If Pam Bondi was Smart....
- Fred

- 2 hours ago
- 3 min read
.... which she's not-
You know what? Let's start again.
In Modern American Politics, at least, it's often the cover up, and not the crime itself, that lands you in hot water. From Watergate to the Lewinsky Scandal, your political fortunes aren't necessarily tied to crimes, but the fact of knowingly deceiving the public, and then leaving a paper trail of the cover up. That often seems to be line for your penalty. Which circles us back to Pam Bondi.
In July, she claimed Epstein didn't have a Little Black Book. She was using semantics. She meant there was no little black book like Fonzi had in Happy Days. But it's been well documented, even here at Beacon of Speech, that Epstein had an address book, with many very rich and powerful Americans in it.
Somewhere, between the time Pam Bondi exclaimed "the Epstein Files are on my desk" and the
farce of the Department of Justice's release earlier this week, something happened:
If Pam Bondi, of her own volition, redacted those thousands of pages just because she loves Donald Trump, she's getting fined, impeached, and possibly removed from office.
If Pam Bondi redacted those names based on a direct VERBAL order from Donald Trump, she has to decide how much she likes her boss. Is she willing to take a proverbial bullet for him?
If Pam Bondi redacted those names based on an EMAIL from Donald Trump, he is getting impeached, his presidency is over. He cannot survive the firestorm that will be coming. Like at the end of "A Few Good Men," when Jack Nicholson's character didn't realize the trouble that he was in, Donald Trump does't realize the shaky legal ground he is standing on right now.
Can you imagine Donald Trump being interviewed by NBC's Kristen Welker and she leans over, close to Trump, and pulls a Tom Cruise? "President Trump, as the elected leader of the free world, did you order the redaction of the Epstein files?"
Then he kind of stammers and blurts out, "I only dictated to Ms. Bondi to black out the lies that she came across."
BOOM - Presidency over in prime time.

My day job is at the local school district.
Is it a great job?
Let's just say it's a job.
But the longer I stay there, the more I have to play CYA (Cover Your Ass). The district doesn't have enough support staff, but there's a lot of competition for Administrative Jobs. What do I mean by that? We don't have enough bus drives to fill the routes we have, but when our Superintendent left, we had 18 applications to fill his position.
Whenever someone questions me as to how I do my specific job, I give them the standard bureaucratic answer "it's district policy." Now district policy is purposely vague, it reads something like "do what is in the best interest of the student within district guidelines."

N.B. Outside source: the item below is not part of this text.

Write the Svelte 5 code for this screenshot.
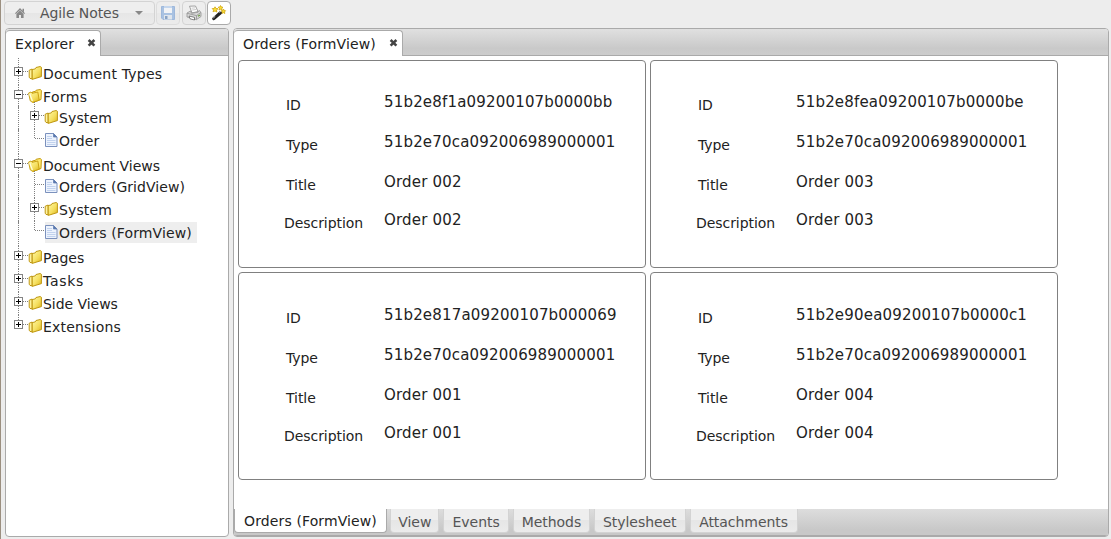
<script>
  const tree = [
    { d: 0, box: '+', icon: 'folder', t: 'Document Types', ls: 0.2 },
    { d: 0, box: '-', icon: 'open', t: 'Forms', ls: 0.35 },
    { d: 1, box: '+', icon: 'folder', t: 'System', first: true, ls: 0.12 },
    { d: 1, box: '', icon: 'doc', t: 'Order', last: true, ls: 0.1 },
    { d: 0, box: '-', icon: 'open', t: 'Document Views', ls: -0.04 },
    { d: 1, box: '', icon: 'doc', t: 'Orders (GridView)', first: true, ls: 0.05 },
    { d: 1, box: '+', icon: 'folder', t: 'System', ls: 0.12 },
    { d: 1, box: '', icon: 'doc', t: 'Orders (FormView)', last: true, sel: true, ls: 0.11 },
    { d: 0, box: '+', icon: 'folder', t: 'Pages', ls: 0 },
    { d: 0, box: '+', icon: 'folder', t: 'Tasks', ls: 0.7 },
    { d: 0, box: '+', icon: 'folder', t: 'Side Views', ls: -0.04 },
    { d: 0, box: '+', icon: 'folder', t: 'Extensions', last: true, ls: 0.2 }
  ];
  const cards = [
    ['51b2e8f1a09200107b0000bb', 'Order 002'],
    ['51b2e8fea09200107b0000be', 'Order 003'],
    ['51b2e817a09200107b000069', 'Order 001'],
    ['51b2e90ea09200107b0000c1', 'Order 004']
  ];
  const tabs = [['View', 49], ['Events', 66], ['Methods', 77], ['Stylesheet', 92], ['Attachments', 108]];
</script>

{#snippet close()}
  <svg class="close" width="9" height="8" viewBox="0 0 9 8"><path d="M1.6 1 7.4 6.6M7.4 1 1.6 6.6" stroke="#444" stroke-width="2.5" /></svg>
{/snippet}

<div class="app">
  <div class="toolbar">
    <button class="menu">
      <svg width="10" height="10" viewBox="0 0 10 10"><path d="M5 0 10 5.2 9.2 6 5 1.9.8 6 0 5.2ZM7.5.8H9V4L7.5 2.5ZM1.4 6 5 2.6 8.6 6V10H6V7H4v3H1.4Z" fill="#888" /></svg>
      <span>Agile Notes</span>
      <svg width="8" height="4" viewBox="0 0 8 4"><path d="M0 0H8L4 4Z" fill="#888" /></svg>
    </button>
    <button class="tool dim">
      <svg width="16" height="16" viewBox="0 0 16 16"><path d="M1.5 1.5h13v13H3L1.5 13Z" fill="#7da7dc" stroke="#6a96d0" /><path d="M4 1h8v7H4z" fill="#f4f8fd" /><path d="M4 1h8v2H4z" fill="#a9c8ee" /><path d="M4 10h8v4.5H4z" fill="#d9e3ed" /><path d="M5 11h2.5v3H5z" fill="#4772ad" /></svg>
    </button>
    <button class="tool">
      <svg width="16" height="16" viewBox="0 0 16 16"><path d="M3.5 1.2 9.5 1 12 6.5 6 8Z" fill="#fff" stroke="#8c8c8c" stroke-width=".8" /><path d="M5.5 3.2 9.3 2.8M6.2 5 10.2 4.5" stroke="#bbb" stroke-width=".8" /><path d="M1 8 4.5 6 5.5 8.3 12 7.3 13 5.4 15 7.3V11.5L10.5 14.6 1 12Z" fill="#d8d8d8" stroke="#888" stroke-width=".7" /><path d="M1.2 8.3 10.5 10.6 14.8 7.5M10.5 10.6V14.3" fill="none" stroke="#888" stroke-width=".7" /><path d="M3 11 8.5 12.4V15L4 13.8Z" fill="#fff" stroke="#555" stroke-width=".7" /><path d="M12 11.2 14 9.9" stroke="#6a9b42" stroke-width="1.2" /></svg>
    </button>
    <button class="tool active">
      <svg width="16" height="16" viewBox="0 0 16 16"><path d="M2.8 13.6 9.5 7.8" stroke="#222" stroke-width="3.2" stroke-linecap="round" /><path d="M2.3 13 4.3 11.2M8.5 7.5 10 6.2" stroke="#ccc" stroke-width="1" /><path d="M4 1.8 5 3.5 7 3.7 5.5 5 5.8 7 4 6 2 6.8 2.6 5 1.2 3.6 3.2 3.5ZM9.5.5 10.4 2 12 2.3 10.8 3.4 11 5 9.5 4.3 8 5 8.3 3.4 7.2 2.2 8.8 2ZM12.5 4 13.2 5.5 14.6 5.7 13.5 6.9 13.8 8.5 12.5 7.7 11 8.4 11.3 6.8 10.2 5.7 11.8 5.5Z" fill="#fbdf35" stroke="#d0a50c" stroke-width=".8" /></svg>
    </button>
  </div>

  <div class="body">
    <section class="panel left">
      <header><div class="tab ex"><span>Explorer</span>{@render close()}</div></header>
      <ul>
        {#each tree as n}
          <li class:first={n.first} class:endgroup={n.d === 1 && n.last}>
            {#if n.d === 1}
              <svg class="gut" width="16" height="23"><path d="M5.5 0V25" class="dot" /></svg>
            {/if}
            <svg class="gut" width="16" height="23">
              <path d={`M5.5 ${n.first || n.t === 'Document Types' ? -4 : 0}V${n.last ? 10 : 23}`} class="dot" />
              <path d="M6 9.5H15" class="dot" />
              {#if n.box}
                <rect x="1.5" y="5.5" width="8" height="8" fill="#fff" stroke="#848484" />
                <path d={n.box === '+' ? 'M3 9.5H8M5.5 7V12' : 'M3 9.5H8'} stroke="#000" />
              {/if}
            </svg>
            <span class="node" class:sel={n.sel}>
              {#if n.icon === 'doc'}
                <svg width="14" height="16" viewBox="0 0 14 16"><path d="M1.5 1.5H9.5L13 5V14.5H1.5Z" fill="#edf3fd" stroke="#7b91bd" /><path d="M9.5 1.5V5H13Z" fill="#5877ad" stroke="#6682b4" stroke-width=".8" /><path d="M3 4.5H8M3 6.5H8M3 8.5H11.5M3 10.5H11.5M3 12.5H11.5" stroke="#c1d2ee" /></svg>
              {:else}
                <svg class="fold" width="14" height="16" viewBox="0 0 14 16">
                  <defs><linearGradient id="gold" x1="0" y1="0" x2="1" y2="1"><stop offset="0" stop-color="#fff9a8" /><stop offset=".55" stop-color="#f5df60" /><stop offset="1" stop-color="#dcb41a" /></linearGradient></defs>
                  {#if n.icon === 'open'}
                    <path d="M4.5 13 4.3 4 7.5 3.3 8.2 2.2 12.2 1.5 13.4 2.5 13 11.5 5 14.4Z" fill="#ffe96e" stroke="#bd9100" stroke-width=".9" />
                    <path d="M.6 5 3 4 4.2 5.3 9.8 4 11.3 12.2 4.6 14.4 2.2 12.8Z" fill="url(#gold)" stroke="#c59b0c" stroke-width=".9" />
                    <path d="M1.7 5.7 4.4 13" stroke="#fffde0" stroke-width="1.2" />
                  {:else}
                    <path d="M1.2 5.2 4.2 4V13.9L2 13.4 1.2 12.2Z" fill="#fff3a0" stroke="#b88d00" stroke-width=".9" />
                    <path d="M4.2 4.6 7.2 3.9 8 2.5 12.2 1.5 13.4 2.3V11.6L4.2 14.4Z" fill="url(#gold)" stroke="#b88d00" stroke-width=".9" />
                  {/if}
                </svg>
              {/if}
              <span class="label" style:letter-spacing="{n.ls}px">{n.t}</span>
            </span>
          </li>
        {/each}
      </ul>
    </section>

    <section class="panel right">
      <header><div class="tab of"><span>Orders (FormView)</span>{@render close()}</div></header>
      <div class="cards">
        {#each cards as c}
          <article>
            <div class="field f1"><span>ID</span><b>{c[0]}</b></div>
            <div class="field f2"><span>Type</span><b>51b2e70ca092006989000001</b></div>
            <div class="field f3"><span>Title</span><b>{c[1]}</b></div>
            <div class="field f4"><span>Description</span><b>{c[1]}</b></div>
          </article>
        {/each}
      </div>
      <footer>
        <div class="btab on">Orders (FormView)</div>
        {#each tabs as t}<div class="btab" style:width="{t[1]}px">{t[0]}</div>{/each}
      </footer>
    </section>
  </div>
</div>

<style>
  :global(body) { background: #ededed; }
  .app { box-sizing: border-box; width: 1111px; height: 539px; border-left: 1px solid #9b8f80; background: #ededed; font: 14px/18px Verdana, "DejaVu Sans", sans-serif; color: #222; overflow: hidden; display: flex; flex-direction: column; }
  .toolbar { display: flex; height: 28px; padding: 1px 0 0 3px; gap: 1px; box-sizing: border-box; }
  button { box-sizing: border-box; height: 24px; padding: 0; border: 1px solid #d3d3d3; border-radius: 4px; background: linear-gradient(#eee 50%, #e6e6e6 50%, #ebebeb); font: inherit; color: #555; display: flex; align-items: center; }
  .menu { width: 151px; padding-left: 10px; }
  .menu span { width: 80px; margin: 0 15px 0 15px; letter-spacing: -.08px; text-align: left; white-space: nowrap; }
  .tool { width: 24px; justify-content: center; margin-left: 1px; }
  .tool.dim { opacity: .6; margin-left: 0; }
  .tool.active { background: #fff; border-color: #aaa; margin-left: 0; }
  .body { display: flex; flex: 1; gap: 4px; padding: 0 2px 1px 4px; }
  .panel { box-sizing: border-box; border: 1px solid #aaa; border-radius: 4px; background: #fff; overflow: hidden; display: flex; flex-direction: column; height: 509px; }
  .left { width: 224px; }
  .right { flex: 1; }
  header { box-sizing: border-box; height: 27px; flex: none; background: linear-gradient(#e0e0e0, #c9c9c9 75%, #cdcdcd); border-bottom: 1px solid #aaa; display: flex; padding-top: 1px; }
  .tab { box-sizing: border-box; height: 26px; background: #fff; border: 1px solid #aaa; border-width: 1px 1px 0 0; border-radius: 4px 4px 0 0; display: flex; align-items: flex-start; padding: 4px 0 0 9px; white-space: nowrap; }
  .ex { width: 95px; }
  .of { width: 169px; }
  .ex span { width: 72px; letter-spacing: .1px; }
  .of span { width: 146px; letter-spacing: .11px; }
  .close { margin-top: 4px; }
  ul { list-style: none; margin: 0; padding: 6px 0 0 7px; }
  li { height: 23px; display: flex; }
  li.first { margin-top: -2px; }
  li.endgroup { margin-bottom: 2px; }
  .gut { flex: none; overflow: visible; }
  .dot { stroke: #808080; stroke-dasharray: 1 1; fill: none; }
  .node { display: flex; align-items: center; height: 21px; margin-top: 1px; padding-right: 5px; white-space: nowrap; }
  .node svg { margin: -2px 1px 0 -1px; }
  .node.sel { background: #eee; }
  .cards { flex: 1; display: grid; grid-template-columns: 408px 408px; grid-template-rows: 208px 208px; gap: 4px; padding: 4px; }
  article { box-sizing: border-box; border: 1px solid #808080; border-radius: 4px; padding: 31px 0 0 45px; }
  .field { display: flex; height: 40px; }
  .f3 { height: 38px; }
  .field span { width: 98px; padding: 4px 0 0 2px; letter-spacing: -.06px; }
  .f4 span { width: 100px; padding-left: 0; }
  .field b { font-weight: 400; font-size: 15px; line-height: 20px; letter-spacing: .18px; white-space: nowrap; }
  article:nth-child(n + 3) { padding-top: 32px; }
  footer { box-sizing: border-box; height: 27px; flex: none; background: linear-gradient(#ddd, #c8c8c8 80%); border-bottom: 1px solid #aaa; display: flex; gap: 4px; }
  .btab { box-sizing: border-box; height: 24px; border: 1px solid #d3d3d3; border-top: 0; border-radius: 0 0 4px 4px; background: linear-gradient(#eee 50%, #e6e6e6 50%, #ebebeb); color: #555; text-align: center; padding-top: 4px; margin-left: -.2px; letter-spacing: -.05px; white-space: nowrap; }
  .btab.on { width: 153px; margin-left: 0; margin-right: -.5px; background: #fff; color: #222; padding-top: 3px; letter-spacing: .11px; border-color: #aaa; border-width: 0 1px 1px 1px; }
</style>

With that being said, I often create emails and send them to myself. Why do that? I just created a paper trail with a time stamp that's managed by the district. The emails often review the decision-making processes the team of managers go through.
Now listen, I'm not a spy in World War II, there is nothing duplicitous going on, but since I became hearing impaired, there has been a little more cloak and dagger bull crap that I have to deal with. I am not taking the fall for any bad decisions from anyone above me.
Our Administrative Team is loaded with coaches, so it is beaten into my head that we are a TEAM. My attitude has always been "if we win as a team, then we lose as a team."
Which, again, circles us back to the title.
Was Bondi part of the team? Or was she the Scapegoat.